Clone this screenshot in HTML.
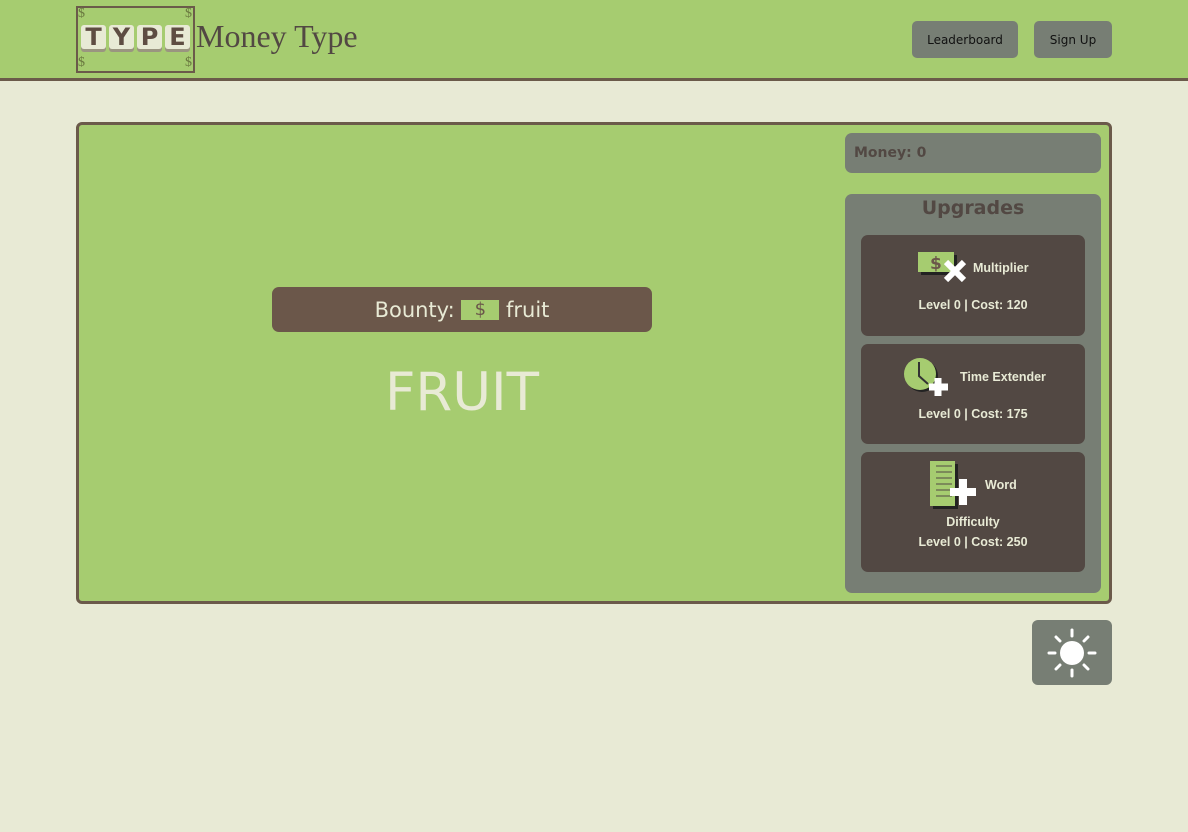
<!DOCTYPE html><html><head><style>
*{margin:0;padding:0;box-sizing:border-box}
body{width:1188px;height:832px;background:#e8ead5;font-family:"DejaVu Sans","Liberation Sans",sans-serif;position:relative;overflow:hidden}
.a{position:absolute}
.hdr{left:0;top:0;width:1188px;height:81px;background:#a6cc70;border-bottom:3px solid #6b5a4a}
.btn{background:#777e74;border-radius:5px;font-size:12px;color:#111;display:flex;align-items:center;justify-content:center}
.main{left:76px;top:122px;width:1036px;height:482px;background:#a6cc70;border:3px solid #6b5a4a;border-radius:6px}
.card{left:861px;width:224px;background:#524843;border-radius:7px;color:#e8ead5;font-size:12.5px;font-weight:bold;text-align:center;font-family:"Liberation Sans",sans-serif}
.tile{display:inline-block;width:25px;height:24px;background:#e8ead5;border-radius:3px;box-shadow:0 3px 0 #9a9580;color:#5e4d42;font:900 24px/24px "DejaVu Sans",sans-serif;text-align:center;margin-right:3px;vertical-align:top}
.d{position:absolute;color:#6b7a40;font-size:14px;font-family:'Liberation Serif',serif}
</style></head><body>
<div class="a hdr"></div>
<div class="a" style="left:76px;top:6px;width:119px;height:67px;border:2px solid #6b5a4a"></div>
<div class="d" style="left:78px;top:6px">$</div>
<div class="d" style="left:185px;top:6px">$</div>
<div class="d" style="left:78px;top:55px">$</div>
<div class="d" style="left:185px;top:55px">$</div>
<div class="a" style="left:81px;top:25px;white-space:nowrap"><span class="tile">T</span><span class="tile">Y</span><span class="tile">P</span><span class="tile">E</span></div>
<div class="a" style="left:196px;top:18px;font-family:'Liberation Serif',serif;font-size:32px;color:#524843">Money Type</div>
<div class="a btn" style="left:912px;top:21px;width:106px;height:37px">Leaderboard</div>
<div class="a btn" style="left:1034px;top:21px;width:78px;height:37px">Sign Up</div>
<div class="a main"></div>
<div class="a" style="left:272px;top:287px;width:380px;height:45px;background:#6b574a;border-radius:7px;color:#e8ead5;font-size:21px;display:flex;align-items:center;justify-content:center">Bounty:&nbsp;<span style="display:inline-block;width:38px;height:20px;background:#a6cc70;color:#6b574a;font-size:18px;line-height:20px;text-align:center">$</span>&nbsp;fruit</div>
<div class="a" style="left:262px;top:362px;width:400px;text-align:center;color:#e8ead5;font-size:53px">FRUIT</div>
<div class="a" style="left:845px;top:133px;width:256px;height:40px;background:#777e74;border-radius:7px;color:#524843;font-weight:bold;font-size:14px;line-height:40px;padding-left:9px">Money: 0</div>
<div class="a" style="left:845px;top:194px;width:256px;height:399px;background:#777e74;border-radius:7px;color:#524843;font-weight:bold;font-size:19px;text-align:center;padding-top:3px">Upgrades</div>
<div class="a card" style="top:235px;height:101px">
<svg class="a" style="left:57px;top:17px" width="50" height="30"><rect x="3" y="3" width="36" height="20" fill="#222"/><rect x="0" y="0" width="36" height="20" fill="#a6cc70"/><text x="12" y="17" font-size="17" fill="#6b574a" font-family="DejaVu Sans">$</text><path d="M28 10 L46 28 M46 10 L28 28" stroke="#fff" stroke-width="6"/></svg>
<div class="a" style="left:112px;top:26px">Multiplier</div>
<div class="a" style="left:0;top:63px;width:224px">Level 0 | Cost: 120</div></div>
<div class="a card" style="top:344px;height:100px">
<svg class="a" style="left:43px;top:12px" width="50" height="42"><circle cx="18" cy="20" r="16" fill="#222"/><circle cx="16" cy="18" r="16" fill="#a6cc70"/><path d="M15 6 V20 L24 28" stroke="#333" stroke-width="2" fill="none"/><path d="M34 22 V40 M25 31 H44" stroke="#fff" stroke-width="7"/></svg>
<div class="a" style="left:99px;top:26px">Time Extender</div>
<div class="a" style="left:0;top:63px;width:224px">Level 0 | Cost: 175</div></div>
<div class="a card" style="top:452px;height:120px">
<svg class="a" style="left:69px;top:9px" width="50" height="50"><rect x="3" y="3" width="25" height="45" fill="#222"/><rect x="0" y="0" width="25" height="45" fill="#a6cc70"/><g stroke="#524843" stroke-width="1"><path d="M6 5H22M6 11H22M6 17H22M6 23H22M6 29H22M6 35H22"/></g><path d="M33 18 V44 M20 31 H46" stroke="#fff" stroke-width="8"/></svg>
<div class="a" style="left:124px;top:26px">Word</div>
<div class="a" style="left:0;top:63px;width:224px">Difficulty</div>
<div class="a" style="left:0;top:83px;width:224px">Level 0 | Cost: 250</div></div>
<div class="a" style="left:1032px;top:620px;width:80px;height:65px;background:#777e74;border-radius:6px"></div>
<svg class="a" style="left:1046px;top:627px" width="52" height="52"><circle cx="26" cy="26" r="12" fill="#fff"/><g stroke="#fff" stroke-width="3" stroke-linecap="round"><path d="M26 3v6M26 43v6M3 26h6M43 26h6M10 10l4 4M38 38l4 4M42 10l-4 4M10 42l4-4"/></g></svg>
</body></html>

### WHAT YOU ARE ASKED TO DO
Print the listing above in full, exactly as written. Omit any pictures.

### WORKED SOLUTION
Clone this screenshot in HTML.
<!DOCTYPE html><html><head><style>
*{margin:0;padding:0;box-sizing:border-box}
body{width:1188px;height:832px;background:#e8ead5;font-family:"DejaVu Sans","Liberation Sans",sans-serif;position:relative;overflow:hidden}
.a{position:absolute}
.hdr{left:0;top:0;width:1188px;height:81px;background:#a6cc70;border-bottom:3px solid #6b5a4a}
.btn{background:#777e74;border-radius:5px;font-size:12px;color:#111;display:flex;align-items:center;justify-content:center}
.main{left:76px;top:122px;width:1036px;height:482px;background:#a6cc70;border:3px solid #6b5a4a;border-radius:6px}
.card{left:861px;width:224px;background:#524843;border-radius:7px;color:#e8ead5;font-size:12.5px;font-weight:bold;text-align:center;font-family:"Liberation Sans",sans-serif}
.tile{display:inline-block;width:25px;height:24px;background:#e8ead5;border-radius:3px;box-shadow:0 3px 0 #9a9580;color:#5e4d42;font:900 24px/24px "DejaVu Sans",sans-serif;text-align:center;margin-right:3px;vertical-align:top}
.d{position:absolute;color:#6b7a40;font-size:14px;font-family:'Liberation Serif',serif}
</style></head><body>
<div class="a hdr"></div>
<div class="a" style="left:76px;top:6px;width:119px;height:67px;border:2px solid #6b5a4a"></div>
<div class="d" style="left:78px;top:6px">$</div>
<div class="d" style="left:185px;top:6px">$</div>
<div class="d" style="left:78px;top:55px">$</div>
<div class="d" style="left:185px;top:55px">$</div>
<div class="a" style="left:81px;top:25px;white-space:nowrap"><span class="tile">T</span><span class="tile">Y</span><span class="tile">P</span><span class="tile">E</span></div>
<div class="a" style="left:196px;top:18px;font-family:'Liberation Serif',serif;font-size:32px;color:#524843">Money Type</div>
<div class="a btn" style="left:912px;top:21px;width:106px;height:37px">Leaderboard</div>
<div class="a btn" style="left:1034px;top:21px;width:78px;height:37px">Sign Up</div>
<div class="a main"></div>
<div class="a" style="left:272px;top:287px;width:380px;height:45px;background:#6b574a;border-radius:7px;color:#e8ead5;font-size:21px;display:flex;align-items:center;justify-content:center">Bounty:&nbsp;<span style="display:inline-block;width:38px;height:20px;background:#a6cc70;color:#6b574a;font-size:18px;line-height:20px;text-align:center">$</span>&nbsp;fruit</div>
<div class="a" style="left:262px;top:362px;width:400px;text-align:center;color:#e8ead5;font-size:53px">FRUIT</div>
<div class="a" style="left:845px;top:133px;width:256px;height:40px;background:#777e74;border-radius:7px;color:#524843;font-weight:bold;font-size:14px;line-height:40px;padding-left:9px">Money: 0</div>
<div class="a" style="left:845px;top:194px;width:256px;height:399px;background:#777e74;border-radius:7px;color:#524843;font-weight:bold;font-size:19px;text-align:center;padding-top:3px">Upgrades</div>
<div class="a card" style="top:235px;height:101px">
<svg class="a" style="left:57px;top:17px" width="50" height="30"><rect x="3" y="3" width="36" height="20" fill="#222"/><rect x="0" y="0" width="36" height="20" fill="#a6cc70"/><text x="12" y="17" font-size="17" fill="#6b574a" font-family="DejaVu Sans">$</text><path d="M28 10 L46 28 M46 10 L28 28" stroke="#fff" stroke-width="6"/></svg>
<div class="a" style="left:112px;top:26px">Multiplier</div>
<div class="a" style="left:0;top:63px;width:224px">Level 0 | Cost: 120</div></div>
<div class="a card" style="top:344px;height:100px">
<svg class="a" style="left:43px;top:12px" width="50" height="42"><circle cx="18" cy="20" r="16" fill="#222"/><circle cx="16" cy="18" r="16" fill="#a6cc70"/><path d="M15 6 V20 L24 28" stroke="#333" stroke-width="2" fill="none"/><path d="M34 22 V40 M25 31 H44" stroke="#fff" stroke-width="7"/></svg>
<div class="a" style="left:99px;top:26px">Time Extender</div>
<div class="a" style="left:0;top:63px;width:224px">Level 0 | Cost: 175</div></div>
<div class="a card" style="top:452px;height:120px">
<svg class="a" style="left:69px;top:9px" width="50" height="50"><rect x="3" y="3" width="25" height="45" fill="#222"/><rect x="0" y="0" width="25" height="45" fill="#a6cc70"/><g stroke="#524843" stroke-width="1"><path d="M6 5H22M6 11H22M6 17H22M6 23H22M6 29H22M6 35H22"/></g><path d="M33 18 V44 M20 31 H46" stroke="#fff" stroke-width="8"/></svg>
<div class="a" style="left:124px;top:26px">Word</div>
<div class="a" style="left:0;top:63px;width:224px">Difficulty</div>
<div class="a" style="left:0;top:83px;width:224px">Level 0 | Cost: 250</div></div>
<div class="a" style="left:1032px;top:620px;width:80px;height:65px;background:#777e74;border-radius:6px"></div>
<svg class="a" style="left:1046px;top:627px" width="52" height="52"><circle cx="26" cy="26" r="12" fill="#fff"/><g stroke="#fff" stroke-width="3" stroke-linecap="round"><path d="M26 3v6M26 43v6M3 26h6M43 26h6M10 10l4 4M38 38l4 4M42 10l-4 4M10 42l4-4"/></g></svg>
</body></html>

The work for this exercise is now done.